-- begin Information given --
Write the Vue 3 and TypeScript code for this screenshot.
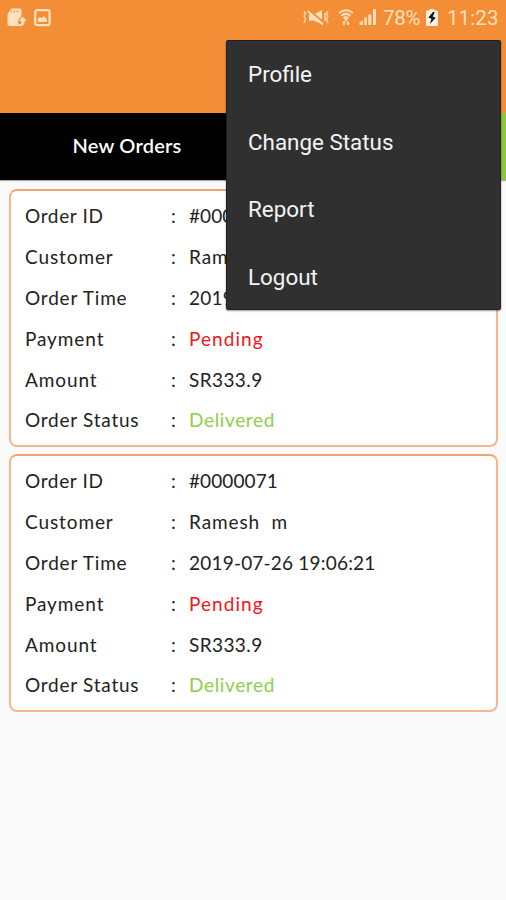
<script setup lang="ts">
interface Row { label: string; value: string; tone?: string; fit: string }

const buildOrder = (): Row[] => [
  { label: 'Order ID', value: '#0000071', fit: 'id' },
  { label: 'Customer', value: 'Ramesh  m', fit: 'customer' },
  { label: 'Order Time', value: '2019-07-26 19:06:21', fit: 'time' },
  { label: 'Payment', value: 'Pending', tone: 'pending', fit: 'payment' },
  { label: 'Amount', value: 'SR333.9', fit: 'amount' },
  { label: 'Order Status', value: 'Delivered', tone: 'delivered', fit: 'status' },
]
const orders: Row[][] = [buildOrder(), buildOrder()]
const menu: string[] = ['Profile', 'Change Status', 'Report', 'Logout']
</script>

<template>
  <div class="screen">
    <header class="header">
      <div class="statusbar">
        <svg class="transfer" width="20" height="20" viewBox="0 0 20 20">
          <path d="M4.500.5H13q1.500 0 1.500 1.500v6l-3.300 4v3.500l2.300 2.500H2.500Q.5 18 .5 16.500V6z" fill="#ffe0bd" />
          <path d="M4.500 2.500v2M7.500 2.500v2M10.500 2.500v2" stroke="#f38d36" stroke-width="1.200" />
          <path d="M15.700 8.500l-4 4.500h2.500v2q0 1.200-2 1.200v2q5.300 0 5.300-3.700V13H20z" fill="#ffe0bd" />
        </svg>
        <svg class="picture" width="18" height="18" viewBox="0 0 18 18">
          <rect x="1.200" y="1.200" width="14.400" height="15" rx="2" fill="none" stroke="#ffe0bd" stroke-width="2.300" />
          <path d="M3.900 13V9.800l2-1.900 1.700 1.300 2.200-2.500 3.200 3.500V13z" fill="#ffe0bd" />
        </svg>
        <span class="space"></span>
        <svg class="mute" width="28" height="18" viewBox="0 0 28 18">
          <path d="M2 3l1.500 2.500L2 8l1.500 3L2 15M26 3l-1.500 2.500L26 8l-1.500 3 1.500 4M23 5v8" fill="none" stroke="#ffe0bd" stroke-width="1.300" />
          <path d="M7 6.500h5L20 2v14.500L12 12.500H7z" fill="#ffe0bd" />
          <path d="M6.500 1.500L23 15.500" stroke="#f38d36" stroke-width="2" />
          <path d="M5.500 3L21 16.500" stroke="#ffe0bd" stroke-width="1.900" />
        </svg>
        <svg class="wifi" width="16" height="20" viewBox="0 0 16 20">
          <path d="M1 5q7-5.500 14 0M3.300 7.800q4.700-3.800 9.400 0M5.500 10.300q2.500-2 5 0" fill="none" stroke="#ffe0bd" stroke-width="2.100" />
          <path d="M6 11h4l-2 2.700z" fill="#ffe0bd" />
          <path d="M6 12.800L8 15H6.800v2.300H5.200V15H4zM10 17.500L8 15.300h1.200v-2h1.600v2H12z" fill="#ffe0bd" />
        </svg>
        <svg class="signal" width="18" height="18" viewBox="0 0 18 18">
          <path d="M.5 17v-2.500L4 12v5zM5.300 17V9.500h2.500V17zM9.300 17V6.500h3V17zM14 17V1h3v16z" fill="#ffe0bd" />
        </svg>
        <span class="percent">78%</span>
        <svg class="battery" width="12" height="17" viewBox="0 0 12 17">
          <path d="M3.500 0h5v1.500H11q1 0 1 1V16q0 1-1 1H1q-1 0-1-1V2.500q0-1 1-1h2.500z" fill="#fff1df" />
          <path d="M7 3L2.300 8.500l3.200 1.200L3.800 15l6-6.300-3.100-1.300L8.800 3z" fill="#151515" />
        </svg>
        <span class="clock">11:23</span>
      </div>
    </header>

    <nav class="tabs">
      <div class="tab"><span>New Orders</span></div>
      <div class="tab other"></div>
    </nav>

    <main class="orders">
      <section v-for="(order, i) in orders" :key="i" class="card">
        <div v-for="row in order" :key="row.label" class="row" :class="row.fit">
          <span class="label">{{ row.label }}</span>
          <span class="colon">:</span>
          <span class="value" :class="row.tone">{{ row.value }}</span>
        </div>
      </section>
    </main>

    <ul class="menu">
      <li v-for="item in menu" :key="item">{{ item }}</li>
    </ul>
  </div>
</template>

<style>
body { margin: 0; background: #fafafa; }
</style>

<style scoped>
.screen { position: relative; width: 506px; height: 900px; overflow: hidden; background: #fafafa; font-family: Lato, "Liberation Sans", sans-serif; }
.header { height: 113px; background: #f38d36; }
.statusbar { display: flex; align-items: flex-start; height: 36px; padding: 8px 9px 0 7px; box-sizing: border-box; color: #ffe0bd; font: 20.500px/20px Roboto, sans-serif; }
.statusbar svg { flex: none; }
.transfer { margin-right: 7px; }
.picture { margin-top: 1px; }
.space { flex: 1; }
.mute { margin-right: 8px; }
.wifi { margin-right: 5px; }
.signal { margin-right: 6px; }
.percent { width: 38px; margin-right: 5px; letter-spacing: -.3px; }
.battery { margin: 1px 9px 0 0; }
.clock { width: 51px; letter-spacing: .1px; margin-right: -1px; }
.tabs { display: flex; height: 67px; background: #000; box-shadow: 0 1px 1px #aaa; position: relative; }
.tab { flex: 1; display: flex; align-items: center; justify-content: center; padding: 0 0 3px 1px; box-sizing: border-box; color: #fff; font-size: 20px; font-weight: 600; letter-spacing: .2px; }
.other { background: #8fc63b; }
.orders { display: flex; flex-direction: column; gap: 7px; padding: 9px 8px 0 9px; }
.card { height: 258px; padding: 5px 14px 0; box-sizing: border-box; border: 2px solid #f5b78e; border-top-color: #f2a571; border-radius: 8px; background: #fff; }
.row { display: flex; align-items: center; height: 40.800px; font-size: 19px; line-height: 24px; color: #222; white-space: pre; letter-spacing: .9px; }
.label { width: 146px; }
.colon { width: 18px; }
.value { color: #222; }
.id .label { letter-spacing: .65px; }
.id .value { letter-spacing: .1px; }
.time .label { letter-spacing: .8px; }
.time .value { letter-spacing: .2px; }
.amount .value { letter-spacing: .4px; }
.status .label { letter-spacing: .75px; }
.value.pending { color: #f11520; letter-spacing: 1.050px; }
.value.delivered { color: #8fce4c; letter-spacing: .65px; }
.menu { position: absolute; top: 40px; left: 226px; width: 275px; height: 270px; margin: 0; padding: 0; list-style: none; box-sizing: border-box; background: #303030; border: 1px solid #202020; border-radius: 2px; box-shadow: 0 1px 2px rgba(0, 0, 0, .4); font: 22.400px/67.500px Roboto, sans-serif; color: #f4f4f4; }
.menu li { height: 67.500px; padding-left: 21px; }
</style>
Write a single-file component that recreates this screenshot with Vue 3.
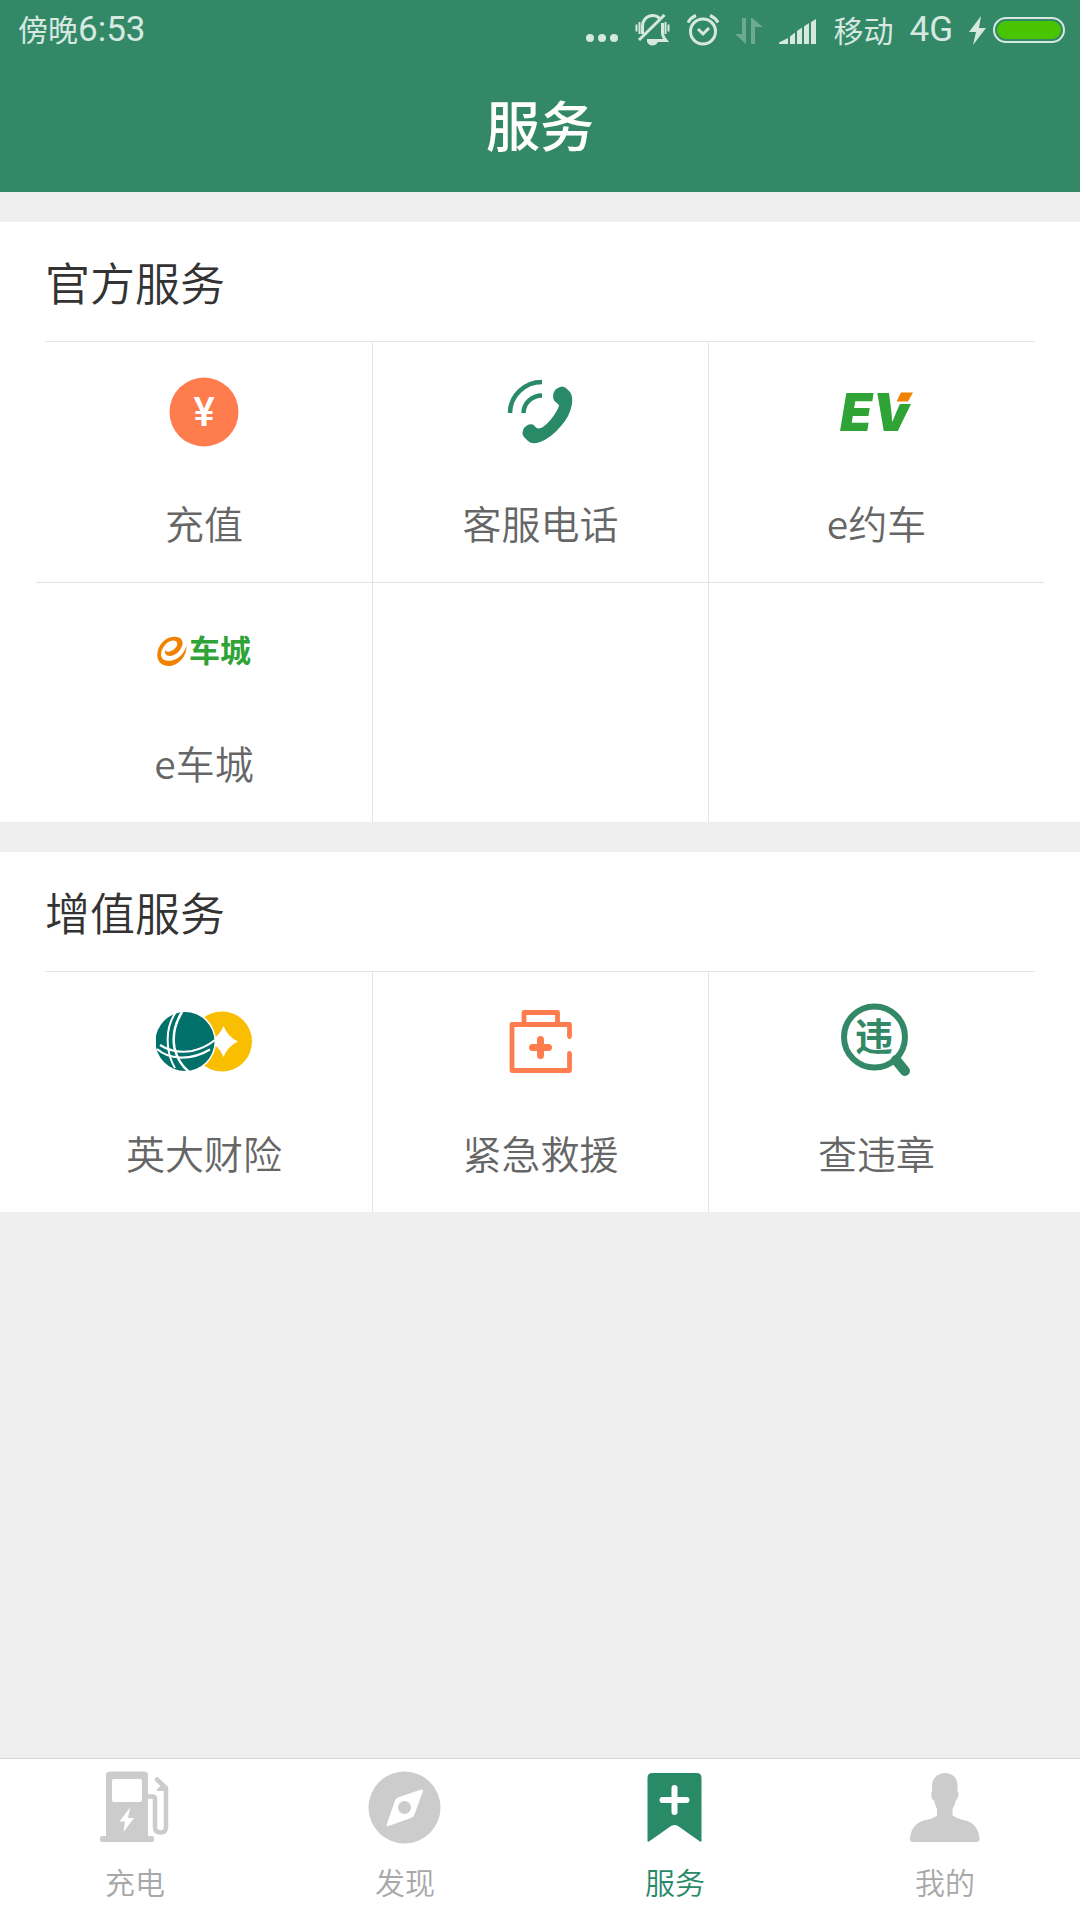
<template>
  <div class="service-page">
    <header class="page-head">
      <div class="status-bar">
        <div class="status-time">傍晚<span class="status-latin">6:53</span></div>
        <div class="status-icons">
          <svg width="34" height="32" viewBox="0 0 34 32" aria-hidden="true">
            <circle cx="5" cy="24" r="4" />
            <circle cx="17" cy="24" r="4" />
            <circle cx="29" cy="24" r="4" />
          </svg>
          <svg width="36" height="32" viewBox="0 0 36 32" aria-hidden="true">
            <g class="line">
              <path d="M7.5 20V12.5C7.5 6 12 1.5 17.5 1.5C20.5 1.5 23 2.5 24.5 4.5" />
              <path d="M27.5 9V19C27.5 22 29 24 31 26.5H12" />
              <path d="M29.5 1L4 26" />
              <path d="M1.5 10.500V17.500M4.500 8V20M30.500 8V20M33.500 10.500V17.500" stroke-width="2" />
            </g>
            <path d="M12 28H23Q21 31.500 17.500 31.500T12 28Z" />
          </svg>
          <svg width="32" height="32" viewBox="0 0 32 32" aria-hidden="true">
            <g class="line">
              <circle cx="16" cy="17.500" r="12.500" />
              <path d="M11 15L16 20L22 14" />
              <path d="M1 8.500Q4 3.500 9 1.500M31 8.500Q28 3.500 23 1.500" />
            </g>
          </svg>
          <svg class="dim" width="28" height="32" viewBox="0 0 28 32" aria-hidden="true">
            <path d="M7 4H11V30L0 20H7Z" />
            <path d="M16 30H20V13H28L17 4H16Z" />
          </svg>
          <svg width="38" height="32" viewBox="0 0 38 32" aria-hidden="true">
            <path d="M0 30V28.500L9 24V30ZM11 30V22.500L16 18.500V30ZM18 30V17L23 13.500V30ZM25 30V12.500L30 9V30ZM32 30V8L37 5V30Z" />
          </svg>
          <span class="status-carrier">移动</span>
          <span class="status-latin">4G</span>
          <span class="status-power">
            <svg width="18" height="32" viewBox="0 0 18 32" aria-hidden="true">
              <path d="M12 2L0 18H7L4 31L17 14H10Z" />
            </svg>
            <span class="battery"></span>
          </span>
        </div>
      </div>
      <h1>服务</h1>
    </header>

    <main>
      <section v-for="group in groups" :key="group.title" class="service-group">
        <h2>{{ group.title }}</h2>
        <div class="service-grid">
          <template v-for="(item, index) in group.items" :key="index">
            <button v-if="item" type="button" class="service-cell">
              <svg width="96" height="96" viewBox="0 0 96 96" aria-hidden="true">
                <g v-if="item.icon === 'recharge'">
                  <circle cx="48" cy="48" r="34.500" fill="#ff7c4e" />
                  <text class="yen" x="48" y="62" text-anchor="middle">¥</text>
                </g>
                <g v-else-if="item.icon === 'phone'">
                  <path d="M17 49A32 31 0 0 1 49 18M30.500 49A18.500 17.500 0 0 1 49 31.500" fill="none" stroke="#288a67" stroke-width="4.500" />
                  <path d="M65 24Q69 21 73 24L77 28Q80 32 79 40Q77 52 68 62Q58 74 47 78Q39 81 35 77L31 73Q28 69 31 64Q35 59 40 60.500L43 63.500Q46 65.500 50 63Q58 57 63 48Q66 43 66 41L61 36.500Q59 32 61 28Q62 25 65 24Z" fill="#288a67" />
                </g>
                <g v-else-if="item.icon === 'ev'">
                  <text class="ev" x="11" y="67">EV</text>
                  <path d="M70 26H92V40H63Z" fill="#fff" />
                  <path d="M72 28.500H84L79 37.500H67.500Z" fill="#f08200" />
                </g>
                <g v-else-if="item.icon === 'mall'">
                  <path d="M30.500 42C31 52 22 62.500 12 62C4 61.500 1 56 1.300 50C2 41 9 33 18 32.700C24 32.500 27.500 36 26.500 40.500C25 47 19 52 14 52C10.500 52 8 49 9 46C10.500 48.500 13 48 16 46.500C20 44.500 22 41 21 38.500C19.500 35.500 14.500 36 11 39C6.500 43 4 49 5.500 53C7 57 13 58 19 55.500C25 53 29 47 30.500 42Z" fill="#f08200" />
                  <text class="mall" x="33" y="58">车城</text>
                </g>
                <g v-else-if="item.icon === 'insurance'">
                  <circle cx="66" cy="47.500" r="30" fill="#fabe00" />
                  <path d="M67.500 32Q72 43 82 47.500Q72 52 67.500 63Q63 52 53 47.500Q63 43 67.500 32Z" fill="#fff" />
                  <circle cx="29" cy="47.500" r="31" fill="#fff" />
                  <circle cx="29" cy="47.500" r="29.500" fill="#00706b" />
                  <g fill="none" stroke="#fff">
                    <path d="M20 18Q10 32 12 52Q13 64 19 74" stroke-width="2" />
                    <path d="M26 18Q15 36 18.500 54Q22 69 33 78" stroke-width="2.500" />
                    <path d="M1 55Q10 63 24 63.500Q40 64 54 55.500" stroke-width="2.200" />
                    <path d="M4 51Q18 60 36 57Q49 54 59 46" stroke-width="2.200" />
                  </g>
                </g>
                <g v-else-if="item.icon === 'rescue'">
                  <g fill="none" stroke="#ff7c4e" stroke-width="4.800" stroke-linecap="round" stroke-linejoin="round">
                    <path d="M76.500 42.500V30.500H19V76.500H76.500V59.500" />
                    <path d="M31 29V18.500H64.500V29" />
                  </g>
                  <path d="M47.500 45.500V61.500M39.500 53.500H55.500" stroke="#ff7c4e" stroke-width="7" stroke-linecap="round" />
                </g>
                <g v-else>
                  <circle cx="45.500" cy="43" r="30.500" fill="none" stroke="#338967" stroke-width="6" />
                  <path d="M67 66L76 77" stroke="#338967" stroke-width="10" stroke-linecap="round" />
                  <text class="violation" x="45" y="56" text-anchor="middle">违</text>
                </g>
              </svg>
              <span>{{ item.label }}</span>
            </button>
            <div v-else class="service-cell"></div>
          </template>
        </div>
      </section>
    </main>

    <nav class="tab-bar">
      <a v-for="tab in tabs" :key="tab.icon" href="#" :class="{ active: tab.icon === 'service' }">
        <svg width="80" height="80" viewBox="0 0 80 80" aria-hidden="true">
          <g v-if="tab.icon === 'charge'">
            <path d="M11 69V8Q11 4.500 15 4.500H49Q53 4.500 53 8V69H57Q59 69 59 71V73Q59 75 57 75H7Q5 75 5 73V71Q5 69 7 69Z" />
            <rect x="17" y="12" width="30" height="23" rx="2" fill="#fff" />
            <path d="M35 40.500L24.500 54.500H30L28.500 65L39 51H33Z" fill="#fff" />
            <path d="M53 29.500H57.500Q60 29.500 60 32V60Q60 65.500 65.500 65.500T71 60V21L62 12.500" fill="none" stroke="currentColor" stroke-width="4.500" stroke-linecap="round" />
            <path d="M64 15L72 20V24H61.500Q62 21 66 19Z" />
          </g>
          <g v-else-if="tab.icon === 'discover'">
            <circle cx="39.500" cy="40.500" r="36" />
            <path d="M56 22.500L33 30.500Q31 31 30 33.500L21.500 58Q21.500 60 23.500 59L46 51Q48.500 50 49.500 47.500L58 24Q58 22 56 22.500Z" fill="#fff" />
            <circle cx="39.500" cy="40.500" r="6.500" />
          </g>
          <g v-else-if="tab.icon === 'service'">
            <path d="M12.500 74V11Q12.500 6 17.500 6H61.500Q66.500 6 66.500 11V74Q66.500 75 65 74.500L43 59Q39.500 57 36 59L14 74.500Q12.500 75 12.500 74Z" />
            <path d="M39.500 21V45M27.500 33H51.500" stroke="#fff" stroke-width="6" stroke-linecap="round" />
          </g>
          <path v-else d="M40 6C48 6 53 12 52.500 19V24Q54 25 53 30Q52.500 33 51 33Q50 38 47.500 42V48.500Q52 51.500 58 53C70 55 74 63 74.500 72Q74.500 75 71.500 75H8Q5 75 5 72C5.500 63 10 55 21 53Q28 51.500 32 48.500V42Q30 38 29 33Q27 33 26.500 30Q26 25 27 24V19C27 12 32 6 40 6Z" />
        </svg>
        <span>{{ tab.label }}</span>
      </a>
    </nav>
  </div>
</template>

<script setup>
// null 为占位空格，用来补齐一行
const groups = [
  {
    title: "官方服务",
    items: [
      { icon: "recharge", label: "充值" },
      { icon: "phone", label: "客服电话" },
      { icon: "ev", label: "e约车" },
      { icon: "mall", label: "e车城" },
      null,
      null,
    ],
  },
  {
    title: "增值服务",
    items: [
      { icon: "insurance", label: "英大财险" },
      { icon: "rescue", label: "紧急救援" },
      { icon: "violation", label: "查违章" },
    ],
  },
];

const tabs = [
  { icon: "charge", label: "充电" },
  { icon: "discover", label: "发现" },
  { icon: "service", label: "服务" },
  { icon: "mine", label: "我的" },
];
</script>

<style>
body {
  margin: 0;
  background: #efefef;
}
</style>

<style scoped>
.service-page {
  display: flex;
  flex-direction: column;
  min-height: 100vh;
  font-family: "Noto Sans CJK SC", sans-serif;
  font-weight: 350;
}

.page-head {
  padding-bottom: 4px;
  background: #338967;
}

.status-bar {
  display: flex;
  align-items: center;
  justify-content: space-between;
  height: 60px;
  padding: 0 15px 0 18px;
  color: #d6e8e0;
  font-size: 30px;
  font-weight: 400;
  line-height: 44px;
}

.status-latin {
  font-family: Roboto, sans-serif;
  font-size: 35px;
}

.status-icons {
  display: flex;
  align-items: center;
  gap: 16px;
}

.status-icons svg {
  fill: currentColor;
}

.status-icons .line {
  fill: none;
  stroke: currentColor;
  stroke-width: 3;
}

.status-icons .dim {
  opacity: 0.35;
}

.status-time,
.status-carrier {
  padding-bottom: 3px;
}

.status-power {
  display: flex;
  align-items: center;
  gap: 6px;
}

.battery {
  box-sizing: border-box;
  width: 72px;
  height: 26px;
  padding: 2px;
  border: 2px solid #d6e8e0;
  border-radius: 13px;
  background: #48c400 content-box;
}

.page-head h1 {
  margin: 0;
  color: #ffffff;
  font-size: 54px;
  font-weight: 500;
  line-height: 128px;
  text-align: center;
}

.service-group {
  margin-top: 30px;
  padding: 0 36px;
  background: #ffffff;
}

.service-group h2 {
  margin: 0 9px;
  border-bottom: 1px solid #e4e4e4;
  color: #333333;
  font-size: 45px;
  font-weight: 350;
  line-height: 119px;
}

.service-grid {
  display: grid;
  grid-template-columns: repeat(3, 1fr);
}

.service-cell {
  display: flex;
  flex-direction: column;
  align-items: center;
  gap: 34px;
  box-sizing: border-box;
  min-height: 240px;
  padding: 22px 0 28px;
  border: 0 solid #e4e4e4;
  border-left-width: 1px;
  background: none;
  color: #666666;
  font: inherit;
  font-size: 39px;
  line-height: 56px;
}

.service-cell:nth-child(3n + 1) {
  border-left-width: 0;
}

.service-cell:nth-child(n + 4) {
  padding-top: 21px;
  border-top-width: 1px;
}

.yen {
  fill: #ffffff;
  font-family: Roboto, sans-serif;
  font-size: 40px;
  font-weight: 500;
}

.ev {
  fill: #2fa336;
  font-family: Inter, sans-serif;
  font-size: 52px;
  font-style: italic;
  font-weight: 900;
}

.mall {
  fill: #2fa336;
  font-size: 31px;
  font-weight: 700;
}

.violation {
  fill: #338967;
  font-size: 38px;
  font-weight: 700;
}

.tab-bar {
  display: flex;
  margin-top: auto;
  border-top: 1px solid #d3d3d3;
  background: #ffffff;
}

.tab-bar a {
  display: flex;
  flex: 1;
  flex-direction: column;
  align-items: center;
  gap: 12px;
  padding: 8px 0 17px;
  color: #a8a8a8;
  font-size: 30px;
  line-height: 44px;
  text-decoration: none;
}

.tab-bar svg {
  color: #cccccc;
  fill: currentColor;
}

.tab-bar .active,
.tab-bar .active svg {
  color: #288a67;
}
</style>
-- end Information given --
Exercise brief
Locate each line with the word "screenshot" and copy it.

Answer in full
Write the Vue 3 and TypeScript code for this screenshot.
Write a single-file component that recreates this screenshot with Vue 3.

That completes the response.